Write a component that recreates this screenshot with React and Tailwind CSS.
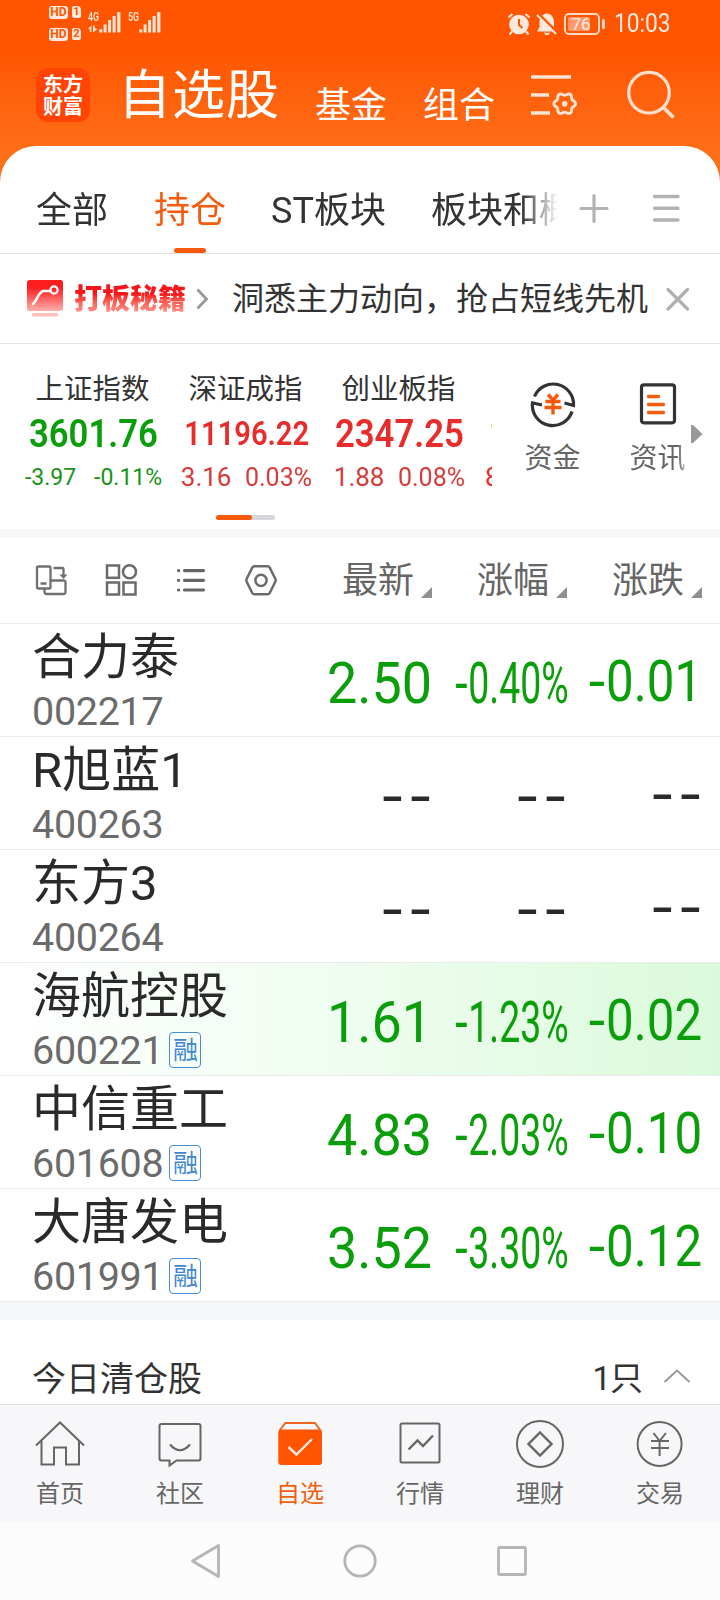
import React, { useState } from "react";
import clsx from "clsx";

const indices = [
  { name: "上证指数", value: "3601.76", diff: "-3.97", pct: "-0.11%", down: true },
  { name: "深证成指", value: "11196.22", diff: "3.16", pct: "0.03%", small: true },
  { name: "创业板指", value: "2347.25", diff: "1.88", pct: "0.08%" },
];

const stocks = [
  { name: "合力泰", code: "002217", price: "2.50", pct: "-0.40%", diff: "-0.01" },
  { name: "R旭蓝1", code: "400263" },
  { name: "东方3", code: "400264" },
  { name: "海航控股", code: "600221", price: "1.61", pct: "-1.23%", diff: "-0.02", margin: true, active: true },
  { name: "中信重工", code: "601608", price: "4.83", pct: "-2.03%", diff: "-0.10", margin: true },
  { name: "大唐发电", code: "601991", price: "3.52", pct: "-3.30%", diff: "-0.12", margin: true },
];

// six-lobed gear outline
const gearPath = (cx, cy) => {
  const pts = [];
  for (let i = 0; i < 72; i++) {
    const a = (i * Math.PI) / 36;
    const r = 9.7 + 1.2 * Math.cos(6 * a);
    pts.push(`${(cx + r * Math.cos(a)).toFixed(2)} ${(cy + r * Math.sin(a)).toFixed(2)}`);
  }
  return `M${pts.join("L")}Z`;
};

/* ================= STATUS BAR ================= */
const HdBadge = ({ n }) => (
  <div className="flex gap-[4px]">
    <span className="w-[19px] h-[13px] rounded-[3px] bg-[#ffe9de] text-[#ff5500] text-[12px] leading-[13px] font-bold text-center">HD</span>
    <span className="w-[9px] h-[12px] rounded-[2px] rounded-tr-[4px] bg-[#ffe9de] text-[#ff5500] text-[11px] leading-[12px] font-bold text-center">{n}</span>
  </div>
);

const Signal = ({ label, data }) => (
  <div className="relative w-[33px] h-[22px]">
    <span className="absolute left-0 -top-px text-[13px] leading-[12px] font-medium origin-left scale-x-[.68] text-[#ffe9de]">{label}</span>
    <svg className="absolute inset-0" width="33" height="22" fill="#ffe4d6">
      <rect x="11.3" y="17.3" width="3" height="3.2" />
      <rect x="15.600" y="12.5" width="3" height="8" />
      <rect x="20.1" y="8" width="3" height="12.5" />
      <rect x="24.600" y="4" width="3" height="16.500" />
      <rect x="29.200" y="0" width="3.200" height="20.500" />
      {data && <path d="M0 17 3.4 13.2V20H1.8V17ZM5 13.5H6.6V16L9.500 17L5 20.500Z" />}
    </svg>
  </div>
);

const StatusBar = () => (
  <div className="h-[46px] flex items-start text-[#ffe9de]">
    <div className="ml-[49px] mt-[6px] flex flex-col gap-[9px]">
      <HdBadge n="1" />
      <HdBadge n="2" />
    </div>
    <div className="ml-[7px] mt-[12px] flex gap-[7px]">
      <Signal label="4G" data />
      <Signal label="5G" />
    </div>
    <div className="ml-auto mr-[49px] mt-[11px] flex items-center">
      <svg width="24" height="24" viewBox="0 0 24 24" fill="none" stroke="#ffe9de" strokeWidth="2">
        <circle cx="12" cy="12.500" r="9.800" fill="#ffe9de" stroke="none" />
        <path d="M1.500 5.500 5.500 2M22.500 5.500 18.500 2M5 19.500 2.500 22.500M19 19.500 21.500 22.500" />
        <path d="M12 7V13L15.500 16" stroke="#ff5500" />
      </svg>
      <svg className="ml-[5px]" width="22" height="24" viewBox="0 0 22 24" fill="#ffe9de">
        <path d="M11 1.500C7 2 3.500 5 3.500 10V15L1.500 18.500V19.500H19.500V18.500L18 15V10C18 5 15 2 11 1.500Z" />
        <path d="M8 20.800H14Q13 23.300 11 23.300T8 20.800Z" />
        <path d="M2.300 1.700 21.300 20.700" stroke="#ff5500" strokeWidth="3" />
        <path d="M1 3 20 22" stroke="#ffe9de" strokeWidth="2" />
      </svg>
      <div className="relative ml-[6px] w-9 h-[22px] rounded-[5px] border-2 border-[#ffd9c6] p-[2px]">
        <div className="w-[22px] h-full rounded-[2px] bg-[#ff996b]" />
        <span className="absolute inset-0 -left-0.5 text-center text-[17px] leading-[19px]">76</span>
      </div>
      <div className="ml-[2px] w-[3px] h-[10px] rounded-sm bg-[#ffd9c6]" />
      <span className="ml-[9px] mt-px w-[57px] text-[25px] leading-[24px] whitespace-nowrap">
        <span className="inline-block origin-left scale-x-[.91]">10:03</span>
      </span>
    </div>
  </div>
);

/* ================= HEADER ================= */
const Header = () => (
  <div className="h-[100px] flex items-start text-white">
    <div className="ml-[36px] mt-[22px] size-[54px] rounded-[12px] bg-[#ff4406] flex flex-col items-center justify-center font-['Noto_Sans_CJK_SC'] font-bold text-[20px] leading-[22px]">
      东方<br />财富
    </div>
    <h1 className="ml-[28px] mt-[10px] text-[53px] leading-[80px] tracking-[1px] whitespace-nowrap">自选股</h1>
    <span className="ml-[35px] mt-[31px] text-[36px] leading-[58px]">基金</span>
    <span className="ml-[36px] mt-[31px] text-[36px] leading-[58px]">组合</span>
    <svg className="ml-[36px] mt-[26px]" width="50" height="48" fill="none" stroke="#ffe4d4" strokeWidth="3.400">
      <path d="M0 5H40M0 23H18M0 41H19" />
      <path strokeWidth="2.900" strokeLinejoin="round" d={gearPath(33.7, 31.7)} />
      <circle cx="33.700" cy="31.700" r="2.800" fill="#ffe4d4" stroke="none" />
    </svg>
    <svg className="ml-[46px] mt-[24px]" width="50" height="50" fill="none" stroke="#ffe0cc" strokeWidth="3.200">
      <circle cx="22" cy="22.700" r="20.300" />
      <path d="M36.500 37.500 46.500 47.500" strokeWidth="3.800" />
    </svg>
  </div>
);

const Tabs = () => {
  const [tab, setTab] = useState("持仓");
  const tabs = ["全部", "持仓", "ST板块", "板块和概念"];

  return (
    <div className="h-[108px] border-b border-[#e2e2e2] flex">
      <div className="w-[558px] pl-[36px] flex gap-[46px] overflow-hidden whitespace-nowrap [mask-image:linear-gradient(to_right,#000_522px,transparent_558px)]">
        {tabs.map((t) => (
          <button
            key={t}
            onClick={() => setTab(t)}
            className={clsx(
              "relative h-full shrink-0 text-[36px] leading-[36px] pb-[15px] pt-[38px]",
              t.startsWith("ST") && "-ml-px -mr-px",
              tab === t ? "text-[#f75a0d]" : "text-[#333]"
            )}
          >
            {t}
            {tab === t && <i className="absolute bottom-0 left-[20px] w-8 h-[5px] rounded-full bg-[#f75a0d]" />}
          </button>
        ))}
      </div>
      <svg className="ml-[20px] mt-[46px]" width="32" height="32" stroke="#b3b3b3" strokeWidth="3.200" strokeLinecap="round">
        <path d="M3 16.500H29M16 3.500V29.500" />
      </svg>
      <svg className="ml-[40px] mt-[46px]" width="32" height="32" stroke="#b3b3b3" strokeWidth="3.400" strokeLinecap="round">
        <path d="M4.500 4.500H28M4.500 16.300H28M4.500 28H28" />
      </svg>
    </div>
  );
};

const Promo = () => (
  <div className="h-[90px] pl-[27px] border-b border-[#e2e2e2] flex items-center">
    <svg width="36" height="38" viewBox="0 0 36 38" fill="none">
      <defs>
        <linearGradient id="promo" x1="0" y1="0" x2="0" y2="1">
          <stop offset=".25" stopColor="#fb1e1e" />
          <stop offset="1" stopColor="#ffb0ac" />
        </linearGradient>
      </defs>
      <rect width="36" height="31" rx="2.500" fill="url(#promo)" />
      <rect x="5" y="33" width="26" height="3.500" rx="1.500" fill="#ffc0bc" />
      <path d="M6 24C10 21 11 12.500 16 11H23.500" stroke="#fff" strokeWidth="2.600" strokeLinecap="round" />
      <circle cx="27" cy="10" r="3.600" stroke="#fff" strokeWidth="2.200" />
    </svg>
    <b className="ml-[11px] mt-[2px] text-[28px] leading-[38px] font-black bg-gradient-to-b from-[#f8151a] from-35% to-[#ff9d9a] to-90% bg-clip-text text-transparent">打板秘籍</b>
    <svg className="ml-[10px]" width="14" height="24" fill="none" stroke="#999" strokeWidth="2.800">
      <path d="M1.500 2.500 10.500 12 1.500 21.500" />
    </svg>
    <span className="ml-[22px] mt-px text-[32px] leading-[40px] text-[#333] whitespace-nowrap">洞悉主力动向，抢占短线先机</span>
    <svg className="ml-[17px]" width="26" height="26" stroke="#b0b0b0" strokeWidth="3.200" strokeLinecap="round">
      <path d="M3 3.500 22.500 23M22.500 3.500 3 23" />
    </svg>
  </div>
);

/* ================= INDICES ================= */
const IndexCell = ({ item }) => (
  <div className="w-[153px] shrink-0 text-center whitespace-nowrap">
    <div className="relative -left-px text-[28.500px] leading-[36px] text-[#333]">{item.name}</div>
    <div className={clsx("mt-[4px] text-[39px] leading-[44px] font-semibold flex justify-center items-baseline", item.down ? "text-[#0a9f0a]" : "text-[#e82b2b]")}>
      <span className={item.small ? "text-[33.500px] scale-x-[.87]" : "scale-x-[.89]"}>{item.value}</span>
    </div>
    <div className={clsx("mt-[5px] h-8 leading-[32px] flex justify-center items-baseline", item.down ? "text-[23px] pt-[1px] text-[#179317] gap-[18px]" : "text-[26px] text-[#d93a3a] gap-[14px]")}>
      <span className={item.down ? "" : "-ml-[3px]"}>{item.diff}</span>
      <span className={item.down ? "" : "-mr-[6px] origin-left scale-x-[.96]"}>{item.pct}</span>
    </div>
  </div>
);

const Indices = () => (
  <div className="relative h-[185px] flex">
    <div className="w-[492px] pl-[17px] pt-[28px] flex overflow-hidden">
      {indices.map((item) => (
        <IndexCell key={item.name} item={item} />
      ))}
      {/* next index, only its edge is on screen */}
      <div className="shrink-0 text-[#e82b2b] pt-[40px] pl-[9px]">
        <div className="pl-[4px] text-[33.500px] leading-[44px] font-semibold">1</div>
        <div className="mt-[5px] text-[26px] leading-[32px]">8</div>
      </div>
    </div>
    <div className="ml-[8px] flex pt-[36px] text-[28px] leading-[36px] text-[#666] text-center">
      <div className="w-[105px] flex flex-col items-center">
        <svg width="48" height="48" viewBox="0 0 48 48" fill="none" stroke="#333" strokeWidth="3.200">
          <path d="M5.500 16.500A20.300 20.300 0 0 1 44.500 25.500L35.500 23" />
          <path d="M43 31.500A20.300 20.300 0 0 1 3.500 23L13 25" />
          <path d="M19 14.500 24 20 29 14.500M16.500 21.500H31.500M15.500 27.500H32.500M24 20V34.500" stroke="#f75a0d" strokeWidth="3.400" />
        </svg>
        <span className="mt-[13px]">资金</span>
      </div>
      <div className="w-[105px] flex flex-col items-center">
        <svg width="48" height="48" viewBox="0 0 48 48" fill="none" stroke="#333" strokeWidth="3.200">
          <rect x="7.500" y="4.800" width="33" height="38" rx="2.500" />
          <path d="M14.500 16.500H24.500M14.500 24.500H29.500M14.500 32.500H29.500" stroke="#f0600f" strokeWidth="3.400" strokeLinecap="round" />
        </svg>
        <span className="mt-[13px] [mask-image:linear-gradient(to_right,#000_48px,#0008_56px)]">资讯</span>
      </div>
    </div>
    <svg className="absolute left-[691px] top-[81px]" width="12" height="18" fill="#999">
      <path d="M0 0H2L11.500 9 2 18H0Z" />
    </svg>
    <div className="absolute left-[216px] top-[171px] w-[59px] h-[5px] rounded-full bg-[#d5d7dc]">
      <div className="w-[36px] h-full rounded-full bg-[#f75a0d]" />
    </div>
  </div>
);

/* ================= STOCK LIST ================= */
const ListHeader = () => (
  <div className="h-[86px] border-b border-[#ebebeb] pl-[33px] flex items-center text-[#666]">
    <div className="w-[309px] shrink-0 flex gap-[34px]">
      <svg width="36" height="36" fill="none" stroke="#707070" strokeWidth="2.300">
        <rect x="4" y="3.500" width="13.500" height="22" rx="1.500" />
        <path d="M7.500 20.500H13.500M20.500 5H29.500Q30.500 5 30.500 6V13M11.500 26V28.500Q11.500 31 13.500 31H30.500Q32.500 31 32.500 29V19.500Q32.500 17.500 30.500 17.500H18" />
        <path d="M26.500 11.500H34.500L30.500 16Z" fill="#707070" stroke="none" />
      </svg>
      <svg width="36" height="36" fill="none" stroke="#6b6b6b" strokeWidth="2.500">
        <rect x="4" y="2.500" width="12" height="12.300" />
        <circle cx="26.500" cy="8.700" r="6.500" />
        <rect x="4" y="19.500" width="12" height="12" />
        <rect x="20.500" y="19.500" width="12" height="12" />
      </svg>
      <svg width="36" height="36" fill="none" stroke="#666" strokeWidth="3.200" strokeLinecap="round">
        <path d="M11.500 7.600H30.500M11.500 17.300H30.500M11.500 27H30.500M5.500 7.600H5.700M5.500 17.300H5.700M5.500 27H5.700" />
      </svg>
      <svg width="36" height="36" fill="none" stroke="#6b6b6b" strokeWidth="2.500" strokeLinejoin="round">
        <path d="M11.500 3.300H24.500Q26 3.300 26.700 4.600L32.300 15.800Q33 17.300 32.300 18.800L26.700 30Q26 31.300 24.500 31.300H11.500Q10 31.300 9.300 30L3.700 18.800Q3 17.300 3.700 15.800L9.300 4.600Q10 3.300 11.500 3.300Z" />
        <circle cx="18" cy="17.300" r="5.600" />
      </svg>
    </div>
    {["最新", "涨幅", "涨跌"].map((label) => (
      <div key={label} className="w-[135px] shrink-0 flex">
        <span className="mt-px text-[36px] leading-[40px]">{label}</span>
        <svg className="ml-[7px] mt-[27px]" width="11" height="11">
          <path d="M11 0V11H0Z" fill="#909094" />
        </svg>
      </div>
    ))}
  </div>
);

const Dashes = () => (
  <span className="-mt-[2px] font-['Liberation_Sans'] tracking-[3.300px] -mr-[4px] origin-right scale-x-[1.230] text-[#2a2a2a]">--</span>
);

// a little wider minus than the font's hyphen
const Signed = ({ text, className }) => (
  <span className={className}>
    {text[0] === "-" && <span className="inline-block origin-right scale-x-[1.200] mr-px">-</span>}
    {text.replace("-", "")}
  </span>
);

const StockRow = ({ stock }) => (
  <div
    className={clsx(
      "h-[113px] border-b border-[#ebebeb] pl-[32px] flex whitespace-nowrap",
      stock.active && "bg-gradient-to-r from-white via-[#f0fdf1] via-45% to-[#dbfadb]"
    )}
  >
    <div className="w-[265px] pt-[2px]">
      <div className="text-[49px] leading-[64px] text-[#2a2a2a]">{stock.name}</div>
      <div className="mt-[2px] flex items-center">
        <span className="text-[39.500px] leading-[40px] tracking-[-0.300px] text-[#6b6b6b]">{stock.code}</span>
        {stock.margin && (
          <span className="ml-[6px] w-[32px] h-[36px] mt-[-2px] border border-[#4a8ed2] rounded-[4px] text-[25px] leading-[35px] text-center text-[#3f88d0]">
            融
          </span>
        )}
      </div>
    </div>
    <div className="flex text-[58px] leading-[112px] text-[#0a9f0a]">
      <div className="w-[135px] pt-[3px] flex justify-end">
        {stock.price ? <span className="origin-right scale-x-[.930]">{stock.price}</span> : <Dashes />}
      </div>
      <div className="w-[135px] pt-[3px] flex justify-end">
        {stock.pct ? <Signed text={stock.pct} className="-mr-[2px] origin-right scale-x-[.645]" /> : <Dashes />}
      </div>
      <div className="w-[135px] pt-px flex justify-end">
        {stock.diff ? <Signed text={stock.diff} className="origin-right scale-x-[.850]" /> : <Dashes />}
      </div>
    </div>
  </div>
);

/* ================= BOTTOM ================= */
const navItems = [
  {
    label: "首页",
    icon: <path d="M1 25.500 25 2.500 49 25.500M6.500 21V44.500H19V27.500H31V44.500H44V21" />,
  },
  {
    label: "社区",
    icon: (
      <>
        <path d="M6.500 4H43.500Q45.500 4 45.500 6V38.500Q45.500 40.500 43.500 40.500H21.500L14.500 45.500V40.500H6.500Q4.500 40.500 4.500 38.500V6Q4.500 4 6.500 4Z" />
        <path d="M15 24.500Q25 36 35 24.500" strokeWidth="2.200" />
      </>
    ),
  },
  {
    label: "自选",
    active: true,
    icon: (
      <>
        <path d="M4.500 10.500 10.500 3H40L45.500 10.500" stroke="#f0641e" />
        <rect x="3.300" y="9.500" width="43.700" height="35.500" rx="3" fill="#ff5500" stroke="none" />
        <path d="M13.500 27 21.500 34.500 37 19" stroke="#ffe9de" strokeWidth="2.400" />
      </>
    ),
  },
  {
    label: "行情",
    icon: (
      <>
        <rect x="5.500" y="3.500" width="39" height="39" rx="1.500" />
        <path d="M13.500 29.500 22.500 20.500 28 26 38 15.500" strokeWidth="2.400" />
      </>
    ),
  },
  {
    label: "理财",
    icon: (
      <>
        <circle cx="25" cy="24" r="23" />
        <path d="M25 12.500 36.500 24 25 35.500 13.500 24Z" strokeWidth="2.400" />
      </>
    ),
  },
  {
    label: "交易",
    icon: (
      <>
        <circle cx="24.600" cy="24" r="22" />
        <path d="M18.500 13 24.600 21 31 13M16 21H34M16 28H34M24.600 21V36" />
      </>
    ),
  },
];

const BottomNav = () => (
  <div className="h-[118px] border-t border-[#e0e0e0] bg-[#f7f7fa] flex">
    {navItems.map((item) => (
      <div key={item.label} className="w-[120px] pt-[15px] flex flex-col items-center">
        <svg width="50" height="48" fill="none" stroke="#666" strokeWidth="2">
          {item.icon}
        </svg>
        <span className={clsx("mt-[10px] text-[24px] leading-[32px]", item.active ? "text-[#f0600f]" : "text-[#666]")}>{item.label}</span>
      </div>
    ))}
  </div>
);

const SystemNav = () => (
  <div className="h-[78px] bg-[#fcfcfc] pl-[189px] flex items-center">
    <svg width="34" height="36" fill="none" stroke="#b5b5b5" strokeWidth="2.800" strokeLinejoin="round">
      <path d="M29.500 2.500V33.500L3.500 18Z" />
    </svg>
    <svg className="ml-[119px]" width="36" height="36" fill="none" stroke="#b5b5b5" strokeWidth="2.800">
      <circle cx="18" cy="18" r="15.200" />
    </svg>
    <svg className="ml-[116px]" width="36" height="36" fill="none" stroke="#b5b5b5" strokeWidth="2.800">
      <rect x="4.500" y="4.500" width="27" height="27" rx="1.500" />
    </svg>
  </div>
);

const App = () => {
  return (
    <div className="w-[720px] h-[1600px] overflow-hidden bg-gradient-to-b from-[#ff5500] from-[3%] to-[#ff7019] to-[10%] font-[Roboto,'Noto_Sans_CJK_SC',sans-serif]">
      <StatusBar />
      <Header />
      <div className="rounded-t-[36px] bg-white">
        <Tabs />
        <Promo />
        <Indices />
        <div className="h-[9px] bg-[#f6f7f9]" />
        <ListHeader />
        {stocks.map((s) => (
          <StockRow key={s.code} stock={s} />
        ))}
        <div className="h-[18px] bg-[#f6f7f9]" />
        <div className="h-[84px] pl-[32px] pr-[29px] pt-[33px] flex items-start text-[34px] leading-[52px] text-[#333]">
          <span>今日清仓股</span>
          <span className="ml-auto text-[33px]">
            <span className="-mr-px">1</span>只
          </span>
          <svg className="ml-[20px] mt-[14px]" width="28" height="18" fill="none" stroke="#999" strokeWidth="2">
            <path d="M1.500 15 14 3.500 26.500 15" />
          </svg>
        </div>
        <BottomNav />
        <SystemNav />
      </div>
    </div>
  );
};

export default App;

PROBLEM TO WORK ON – Leave out the pictures and repeat the lines from the start of the material through the line with "import clsx from", inclusive.

THE RESULT –
Write a component that recreates this screenshot with React and Tailwind CSS.
import React, { useState } from "react";
import clsx from "clsx";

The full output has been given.